USS America (LHA 6) and USS Pearl Harbor (LSD 52) sail behind USS San Diego (LPD 22) during a simulated strait transit, May 4. (U.S. Marine Corps/Cpl. Nathaniel S. McAllister)

SAN DIEGO - The America Amphibious Ready Group (ARG) and the 15th Marine Expeditionary Unit (MEU) successfully completed a Composite Training Unit Exercise (COMPTUEX) off the coast of Southern California, May 17.

The 17-day event is the second of three at-sea periods within the integrated training phase aimed at preparing the ARG/MEU team for deployment by testing its ability to react to real-world scenarios and perform as an integrated unit providing a robust set of sea-based capabilities, an extensive set of ship-to-shore connectors, and the ability to respond to crises and deter transnational threats.

The America ARG is comprised of the amphibious assault ship USS America (LHA 6), as well as the amphibious transport dock ship USS San Diego (LPD 22) and the amphibious dock landing ship USS Pearl Harbor (LSD 52).

"COMPTUEX allows us the opportunity to demonstrate mobile, lethal and ready combat power," said Capt. Rome Ruiz, commodore of Amphibious Squadron 3. "This exercise has focused on integration, innovation, and sea control. Not only did the ARG/MEU integrate as a blue-green team, but we had the opportunity to integrate and establish sea control with other naval assets including destroyers and carrier strike group assets."

During the exercise, the ARG took tactical control of USS Preble (DDG 88), allowing the ARG to operate in a composite warfare concept structure, while conducting antisubmarine warfare operations. The ARG was also able to work together with the Theodore Roosevelt Carrier Strike Group to perform highly complicated air warfare evolutions.

"Moreover, innovation was the apex of honing our tactical excellence," said Ruiz. "Mastering new capabilities during this training phase harnesses the ARG/MEU distinct combat power and enables us to project power anytime, anywhere."

Pearl Harbor and her crew were the trailblazers of air innovation during COMPTUEX, embarking aircraft on board and maintaining them for three days, a feat not demonstrated by most amphibious dock landing ship and one that will extend the reach of the ARG in training and on mission. Additionally, each ship ran through a series of evolutions that tested the ARG's ability to respond to different scenarios, such as air-surface warfare, noncombatant evacuation operations, show-of-force transits, maritime infrastructure protection, visit, board, search and seizure (VBSS) drills, and air defense exercises, among others.

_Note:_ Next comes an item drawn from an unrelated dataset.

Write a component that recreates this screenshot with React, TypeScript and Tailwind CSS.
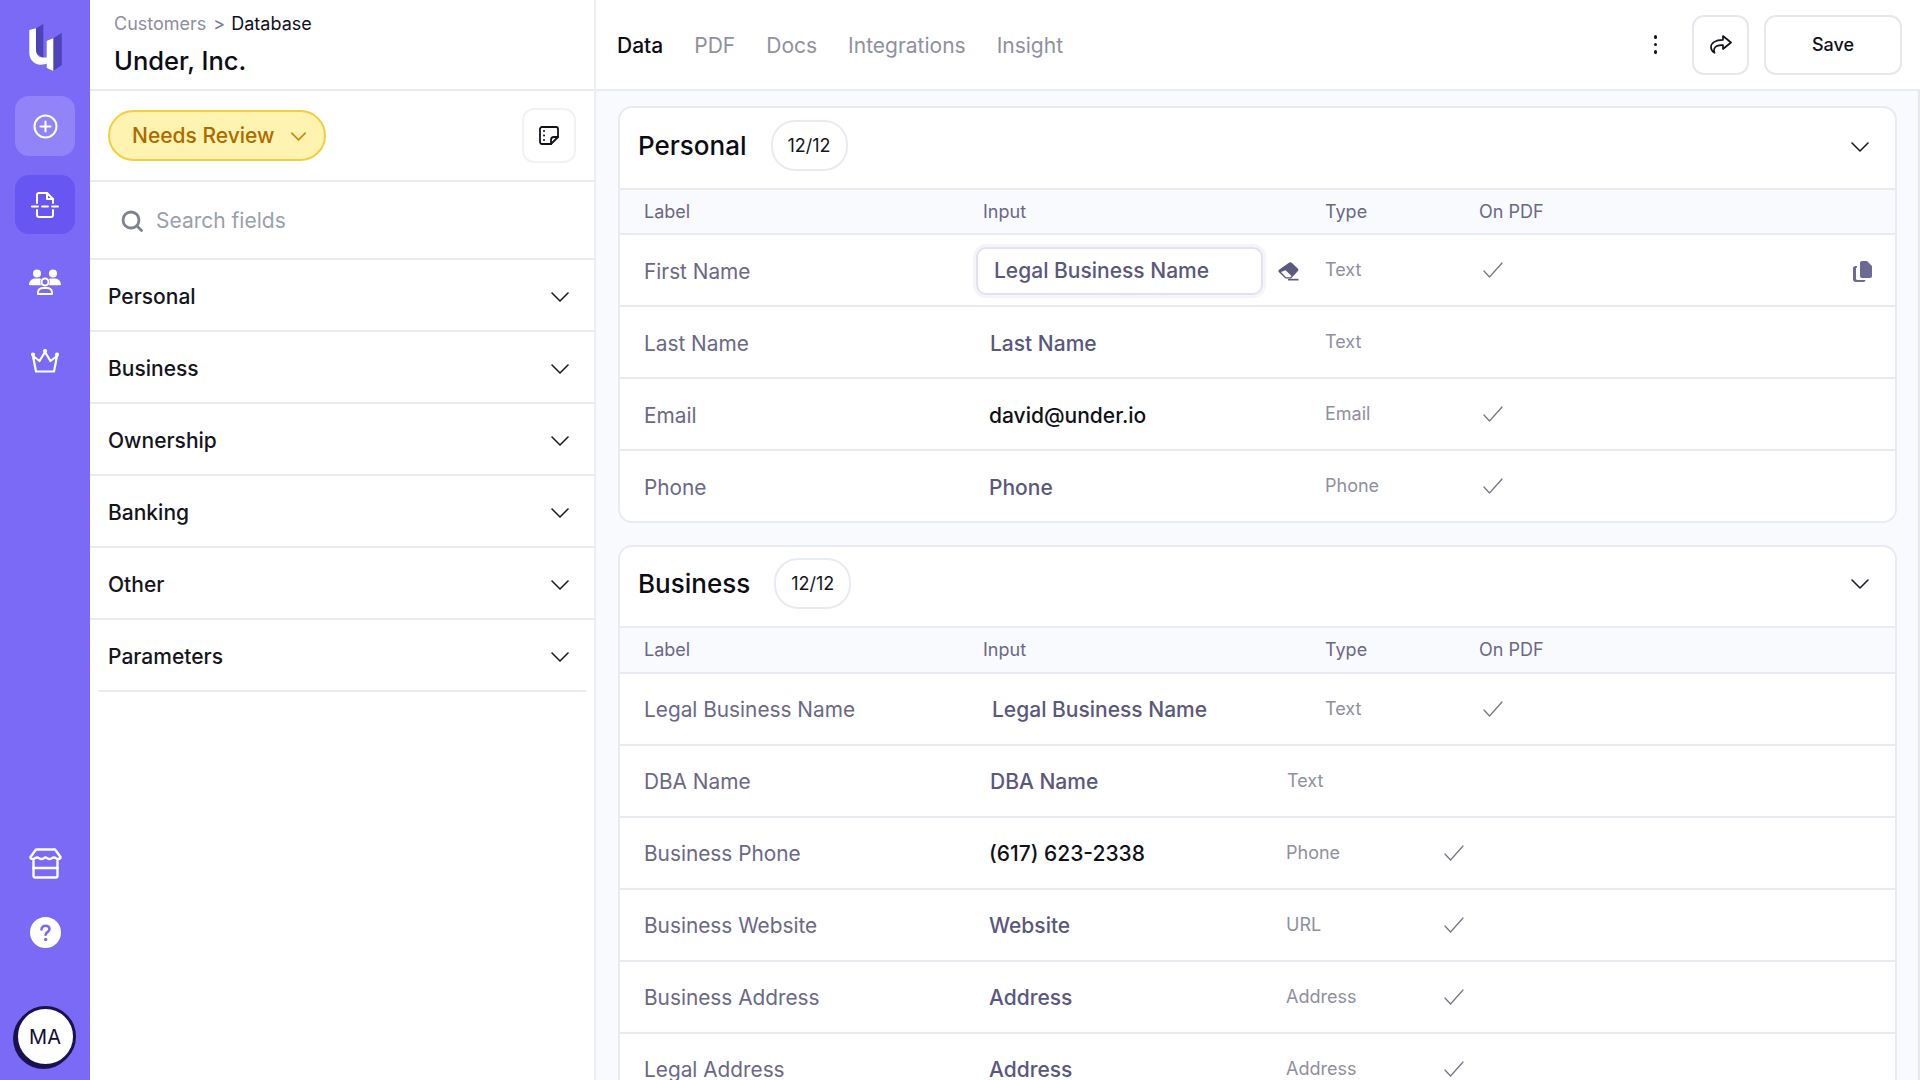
const sections = ['Personal', 'Business', 'Ownership', 'Banking', 'Other', 'Parameters'];

const tabs = ['PDF', 'Docs', 'Integrations', 'Insight'];

const personalRows = [
  { label: 'First Name', value: 'Legal Business Name', type: 'Text', check: true, editing: true },
  { label: 'Last Name', value: 'Last Name', type: 'Text', valuePad: 'pl-[7px]' },
  { label: 'Email', value: 'david@under.io', type: 'Email', check: true, dark: true, valuePad: 'pl-[6px]' },
  { label: 'Phone', value: 'Phone', type: 'Phone', check: true, valuePad: 'pl-[6px]' },
];

const businessRows = [
  { label: 'Legal Business Name', value: 'Legal Business Name', type: 'Text', check: true, valuePad: 'pl-[9px]' },
  { label: 'DBA Name', value: 'DBA Name', type: 'Text', inputWidth: 'w-[304px]', valuePad: 'pl-[7px]' },
  { label: 'Business Phone', value: '(617) 623-2338', type: 'Phone', check: true, dark: true, inputWidth: 'w-[303px]', valuePad: 'pl-[6px]' },
  { label: 'Business Website', value: 'Website', type: 'URL', check: true, inputWidth: 'w-[303px]', valuePad: 'pl-[6px]' },
  { label: 'Business Address', value: 'Address', type: 'Address', check: true, inputWidth: 'w-[303px]', valuePad: 'pl-[6px]' },
  { label: 'Legal Address', value: 'Address', type: 'Address', check: true, inputWidth: 'w-[303px]', valuePad: 'pl-[6px]' },
];

const Chevron = ({ className = 'w-[18px] h-[10px]', color = '#1b1b26', width = '1.6' }: { className?: string; color?: string; width?: string }) => (
  <svg className={className} viewBox="0 0 18 10" fill="none" stroke={color} strokeWidth={width} strokeLinecap="round" strokeLinejoin="round">
    <path d="M1 1l8 8 8-8" />
  </svg>
);

const Check = () => (
  <svg className="w-[20px] h-[16px]" viewBox="0 0 20 16" fill="none" stroke="#77778c" strokeWidth="1.3" strokeLinecap="round" strokeLinejoin="round">
    <path d="M1 9l5.500 6L19 1" />
  </svg>
);

const Logo = () => (
  <svg className="w-[34px] h-[47px]" viewBox="0 0 34 47">
    <path d="M8 4.300L15.300 0v34L8 29z" fill="#4f43b8" />
    <path d="M19 16.500l6.500-2.200 8.300-5.600V41l-8.500 6-6.300-3z" fill="#4f43b8" />
    <path d="M18.700 16.700l6.600-2.400V47l-6.600-3z" fill="#ffffff" />
    <path d="M1.300 6L8 4.300V26c0 4.500 3 7.500 6.500 7.500h4.500v6c-2 .9-5 1.500-8.500 1-5.500-1-9.200-6-9.200-12z" fill="#ffffff" />
  </svg>
);

const PlusIcon = () => (
  <svg className="w-[25px] h-[25px]" viewBox="0 0 25 25" fill="none" stroke="#fff" strokeWidth="2" strokeLinecap="round">
    <circle cx="12.500" cy="12.500" r="11" />
    <path d="M12.500 7.500v10M7.500 12.500h10" />
  </svg>
);

const FileScanIcon = () => (
  <svg className="w-[28px] h-[26px]" viewBox="0 0 28 26" fill="none" stroke="#fff" strokeWidth="2" strokeLinecap="round" strokeLinejoin="round">
    <path d="M6 11V3a2 2 0 012-2h8l6 6v4" />
    <path d="M16 1v6h6" />
    <path d="M1 14.500h6M11 14.500h6M21 14.500h6" />
    <path d="M6 18v5a2 2 0 002 2h12a2 2 0 002-2v-5" />
  </svg>
);

const UsersIcon = () => (
  <svg className="w-[32px] h-[26px]" viewBox="0 0 32 26" fill="#fff">
    <circle cx="8" cy="4.500" r="4" />
    <circle cx="24" cy="4.500" r="4" />
    <path d="M0 16c0-4 3-6.500 6-6.500h4c.8 0 1.500.1 2 .4-.5 1-.8 2-.8 3.100 0 1.200.4 2.300 1 3.200H1c-.6 0-1-.2-1-.2z" />
    <path d="M32 16c0-4-3-6.500-6-6.500h-4c-.8 0-1.500.1-2 .4.5 1 .8 2 .8 3.100 0 1.200-.4 2.300-1 3.200H31c.6 0 1-.2 1-.2z" />
    <circle cx="16" cy="13" r="3.500" fill="none" stroke="#fff" strokeWidth="2" />
    <path d="M9 25v-1.500c0-3 2.500-4.500 5-4.500h4c2.500 0 5 1.500 5 4.500V25z" fill="none" stroke="#fff" strokeWidth="2" strokeLinejoin="round" />
  </svg>
);

const CrownIcon = () => (
  <svg className="w-[28px] h-[24px]" viewBox="0 0 28 24" fill="none" stroke="#fff" strokeWidth="2.200" strokeLinecap="round" strokeLinejoin="round">
    <path d="M5 22.500h18L26 7l-6.500 5L14 3 8.500 12 2 7z" />
    <circle cx="14" cy="2" r="1" fill="#fff" />
    <circle cx="2" cy="5.500" r="1" fill="#fff" />
    <circle cx="26" cy="5.500" r="1" fill="#fff" />
  </svg>
);

const StoreIcon = () => (
  <svg className="w-[33px] h-[31px]" viewBox="0 0 33 31" fill="none" stroke="#fff" strokeWidth="2.400" strokeLinecap="round" strokeLinejoin="round">
    <path d="M7 1.500h19l5.500 7.500c0 1-1 2-2.500 2-2 0-2-1.500-4-1.500s-2.500 1.500-4.500 1.500-2.500-1.500-4-1.500-2 1.500-4 1.500-2.500-1.500-4.500-1.500-2 1.500-4 1.500C2.500 11 1.500 10 1.500 9z" />
    <path d="M4.500 13v15a1.500 1.500 0 001.500 1.500h21a1.500 1.500 0 001.500-1.500V13" />
    <path d="M4.500 20h24" />
  </svg>
);

const HelpIcon = () => (
  <svg className="w-[31px] h-[31px]" viewBox="0 0 31 31">
    <circle cx="15.500" cy="15.500" r="15.500" fill="#fff" />
    <path d="M11.500 12.500c0-2.500 2-3.800 4-3.800s4 1.300 4 3.400c0 3-3.800 3-3.800 5.600" fill="none" stroke="#7a6af6" strokeWidth="2.600" strokeLinecap="round" />
    <circle cx="15.700" cy="22.500" r="1.700" fill="#7a6af6" />
  </svg>
);

const NoteIcon = () => (
  <svg className="w-[20px] h-[19px]" viewBox="0 0 20 19" fill="none" stroke="#111118" strokeWidth="1.800" strokeLinecap="round" strokeLinejoin="round">
    <path d="M12 18H3a2 2 0 01-2-2V3a2 2 0 012-2h14a2 2 0 012 2v8z" />
    <path d="M12 18v-4a3 3 0 013-3h4" />
    <path d="M5 5h.01M5 9.500h.01M5 14h.01" strokeWidth="2" />
  </svg>
);

const SearchIcon = () => (
  <svg className="w-[22px] h-[22px]" viewBox="0 0 22 22" fill="none" stroke="#7f828f" strokeWidth="2.800" strokeLinecap="round">
    <circle cx="10" cy="10" r="8" />
    <path d="M16 16l4.500 4.500" />
  </svg>
);

const ShareIcon = () => (
  <svg className="w-[22px] h-[19px]" viewBox="0 0 22 19" fill="none" stroke="#111118" strokeWidth="1.700" strokeLinecap="round" strokeLinejoin="round">
    <path d="M13 1l8 6.500-8 6.500v-3.800c-4.500-.2-7.500.7-8.600 3.300-.5 1.200-.5 2.600.1 4.300C2.600 16.600 1 14.700 1 12.300 1 7.800 5.500 4.900 13 4.800z" />
  </svg>
);

const EraserIcon = () => (
  <svg className="w-[21px] h-[19px]" viewBox="0 0 21 19" fill="#5d5a80">
    <path d="M11 .8a2 2 0 012.700 0l6 5.700a2 2 0 010 2.800l-6.700 7.200H7.500L1 10.300a1.800 1.800 0 010-2.500z" />
    <path d="M3 10l5 5.300h4.300l1.200-1.300-6-5.800z" fill="#fff" />
    <path d="M10 16.800h10.500V18.500H10z" />
  </svg>
);

const CopyIcon = () => (
  <svg className="w-[19px] h-[21px]" viewBox="0 0 19 21" fill="#6c6992">
    <path d="M7 2a2 2 0 012-2h5l5 5v10a2 2 0 01-2 2H9a2 2 0 01-2-2z" />
    <path d="M4 5H2.500A2.500 2.500 0 000 7.500V18a3 3 0 003 3h7.500a2 2 0 002-2h-8A1.500 1.500 0 013 17.500V7.500A1 1 0 014 6.500z" />
  </svg>
);

type RowData = {
  label: string;
  value: string;
  type: string;
  check?: boolean;
  dark?: boolean;
  editing?: boolean;
  inputWidth?: string;
  valuePad?: string;
};

const Row = ({ row, textClass }: { row: RowData; textClass: string }) => (
  <div className="flex h-[72px] items-center border-t-2 border-[#e9ebf2] pt-[2px] text-[21px]">
    <div className={`${textClass} w-[363px] pl-[24px] text-[20.8px] text-[#6a6886]`}>{row.label}</div>
    <div className={`${row.inputWidth ?? 'w-[342px]'} flex items-center`}>
      {row.editing ? (
        <>
          <div className="-ml-[7px] flex h-[48px] w-[287px] items-center rounded-[10px] border-2 border-[#e2e3ee] pl-[16px] font-medium text-[#5a577c] shadow-[0_0_0_3px_#f4f5f9]">
            {row.value}
          </div>
          <span className="ml-[15px] mt-[1px]">
            <EraserIcon />
          </span>
        </>
      ) : (
        <div className={`${textClass} ${row.valuePad} font-medium ${row.dark ? 'text-[#101018]' : 'text-[#5a577c]'}`}>{row.value}</div>
      )}
    </div>
    <div className="-mt-[3px] w-[158px] text-[18px] text-[#8f8f9f]">{row.type}</div>
    <div className="-mt-[3px] flex flex-1 items-center justify-between pr-[23px]">
      {row.check && <Check />}
      {row.editing && (
        <span className="mt-[3px]">
          <CopyIcon />
        </span>
      )}
    </div>
  </div>
);

const Card = ({
  title,
  rows,
  headerClass,
  headClass,
  textClass,
}: {
  title: string;
  rows: RowData[];
  headerClass: string;
  headClass: string;
  textClass: string;
}) => (
  <section className="shrink-0 overflow-hidden rounded-[14px] border-2 border-[#e9ebf2] bg-white">
    <header className={`${headerClass} flex items-center pl-[18px] pr-[26px]`}>
      <h2 className="text-[26px] font-medium text-[#0c0c14]">{title}</h2>
      <span className="ml-[24px] flex h-[51px] w-[77px] items-center justify-center rounded-[24px] border-2 border-[#e9ebf2] text-[18px] text-[#14141c]">
        12/12
      </span>
      <span className="ml-auto mt-[2px]">
        <Chevron />
      </span>
    </header>
    <div className={`${headClass} flex items-center border-t-2 border-[#e9ebf2] bg-[#f9fafd] text-[18px] text-[#6a6886]`}>
      <div className="w-[363px] pl-[24px]">Label</div>
      <div className="w-[342px]">Input</div>
      <div className="w-[154px]">Type</div>
      <div>On PDF</div>
    </div>
    {rows.map((row) => (
      <Row key={row.label} row={row} textClass={textClass} />
    ))}
  </section>
);

export default function App() {
  return (
    <div className="flex h-screen w-full overflow-hidden bg-white font-['Inter',sans-serif]">
      <aside className="flex w-[90px] shrink-0 flex-col items-center bg-[#7a6af6] pb-[13px] pt-[24px]">
        <Logo />
        <button className="mt-[25px] flex h-[60px] w-[60px] items-center justify-center rounded-[14px] bg-[#9283f8]">
          <PlusIcon />
        </button>
        <button className="mt-[19px] flex h-[59px] w-[60px] items-center justify-center rounded-[14px] bg-[#6756f2]">
          <FileScanIcon />
        </button>
        <div className="mt-[35px]">
          <UsersIcon />
        </div>
        <div className="mt-[54px]">
          <CrownIcon />
        </div>
        <div className="mt-auto">
          <StoreIcon />
        </div>
        <div className="mt-[38px]">
          <HelpIcon />
        </div>
        <div className="mt-[58px] flex h-[61px] w-[61px] items-center justify-center rounded-full border-[3px] border-[#1a1150] bg-white text-[20px] font-normal text-[#120c3a] shadow-[-2px_2px_0_#1a1150]">
          MA
        </div>
      </aside>

      <div className="flex w-[506px] shrink-0 flex-col border-r-2 border-[#eceef3]">
        <div className="flex h-[91px] shrink-0 flex-col border-b-2 border-[#e9ebf2] pl-[24px] pt-[10px]">
          <div className="flex items-center text-[18px] text-[#8e8e9c]">
            Customers
            <span className="ml-[7px] mr-[6px] text-[#77778a]">&gt;</span>
            <span className="text-[#101018]">Database</span>
          </div>
          <h1 className="mt-[8px] text-[25.5px] font-medium leading-[32px] text-[#0c0c14]">Under, Inc.</h1>
        </div>
        <div className="flex h-[91px] shrink-0 items-center justify-between border-b-2 border-[#e9ebf2] pl-[18px] pr-[18px]">
          <button className="flex h-[51px] w-[218px] items-center rounded-full border-2 border-[#f3cf3c] bg-[#fef3b0] pl-[22px] pt-[1px] text-[21px] font-medium text-[#ad6a00]">
            Needs Review
            <Chevron className="ml-[17px] h-[9px] w-[15px]" color="#c98a10" width="2" />
          </button>
          <button className="flex h-[55px] w-[54px] items-center justify-center rounded-[12px] border-2 border-[#f1f2f6]">
            <NoteIcon />
          </button>
        </div>
        <div className="flex h-[78px] shrink-0 items-center gap-[13px] border-b-2 border-[#e9ebf2] pl-[31px] pt-[2px]">
          <SearchIcon />
          <span className="text-[21px] text-[#9a9eae]">Search fields</span>
        </div>
        {sections.map((name, i) => (
          <div
            key={name}
            className={`flex h-[72px] shrink-0 items-center justify-between border-b-2 border-[#e9ebf2] pt-[4px] text-[21px] font-medium text-[#14141c] ${
              i === sections.length - 1 ? 'mx-[8px] pl-[10px] pr-[17px]' : 'pl-[18px] pr-[25px]'
            }`}
          >
            {name}
            <Chevron />
          </div>
        ))}
      </div>

      <div className="flex min-w-0 flex-1 flex-col">
        <div className="flex h-[91px] shrink-0 items-center border-b-2 border-[#e9ebf2] pl-[21px] pr-[18px]">
          <div className="mt-[2px] flex items-center gap-[31px] text-[21px]">
            <span className="font-medium text-[#0c0c14]">Data</span>
            {tabs.map((tab) => (
              <span key={tab} className="text-[#8f90a0]">
                {tab}
              </span>
            ))}
          </div>
          <div className="ml-auto flex flex-col gap-[4px]">
            <span className="h-[3.5px] w-[3.5px] rounded-full bg-[#17171f]" />
            <span className="h-[3.5px] w-[3.5px] rounded-full bg-[#17171f]" />
            <span className="h-[3.5px] w-[3.5px] rounded-full bg-[#17171f]" />
          </div>
          <button className="ml-[35px] flex h-[60px] w-[57px] items-center justify-center rounded-[12px] border-2 border-[#e6e8f0]">
            <ShareIcon />
          </button>
          <button className="ml-[15px] h-[60px] w-[138px] rounded-[12px] border-2 border-[#e6e8f0] text-[18px] font-medium text-[#101018]">
            Save
          </button>
        </div>
        <main className="flex min-h-0 flex-1 flex-col gap-[22px] overflow-hidden border-r-2 border-[#e6e8ef] bg-[#f9fafd] pl-[22px] pr-[21px] pt-[15px]">
          <Card title="Personal" rows={personalRows} headerClass="h-[80px] pb-[5px]" headClass="h-[45px]" textClass="mt-[2px]" />
          <Card title="Business" rows={businessRows} headerClass="h-[79px] pb-[7px]" headClass="h-[46px] pb-[2px]" textClass="" />
        </main>
      </div>
    </div>
  );
}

"We've done a wide array of exercises and used our assets to our advantage to protect the force," said Lt. Cmdr. Todd Blackman, gun boss aboard America. "We have a very capable team on America and in this ARG to support the nation."

COMPTUEX prepares the ship for deployment in a safe training environment where lessons learned can easily be applied going to the final training phase, Certification Exercise (CERTEX).

"COMPTUEX is the time for us to master our environment and resources," said Blackman. "It allows us to sharpen our capabilities and refocus our efforts in the most efficient way. The training environment provides us the opportunity to gain better insight into how to keep the ship and the ARG safe against whatever the aggressor may be, so that next time [during CERTEX] we can perform flawlessly."

The America ARG and the 15th MEU plan to execute integrated pre-deployment training in June during CERTEX to ensure the ARG is ready to deploy later this summer.

"COMPTUEX is vital to our workup cycle because it prepares us to face the threats we will potentially see on deployment," said Intelligence Specialist 1st Class (IW/SW/AW) Matthew Quirk, assigned to the ship's nautical or otherwise photographic interpretation and examination (SNOOPIE) team aboard San Diego. "One of the biggest lessons learned is that communication and logs are key. The ability to recreate events for national-level decision makers relies on this and enables us to see the trends and get ahead of the problem."

More than 1,800 Sailors and 2,600 Marines are assigned to the America ARG and the 15th MEU in preparation for the ARG's deployment later this year.

The ARG and accompanying MEU is comprised of a team whose combined skill sets allow them to execute a wide variety of missions, to include, humanitarian assistance and disaster relief, amphibious assaults, VBSS, maritime interdiction operations, noncombatant evacuation operations, tactical recovery of aircraft and personnel, and theater security operations.

America ARG is part of U.S. 3rd Fleet, which leads naval forces in the Pacific and provides the realistic, relevant training necessary for an effective global Navy. U.S. 3rd Fleet constantly coordinates with U.S. 7th Fleet to plan and execute missions based on their complementary strengths to promote ongoing peace, security, and stability throughout the entire Pacific theater of operations.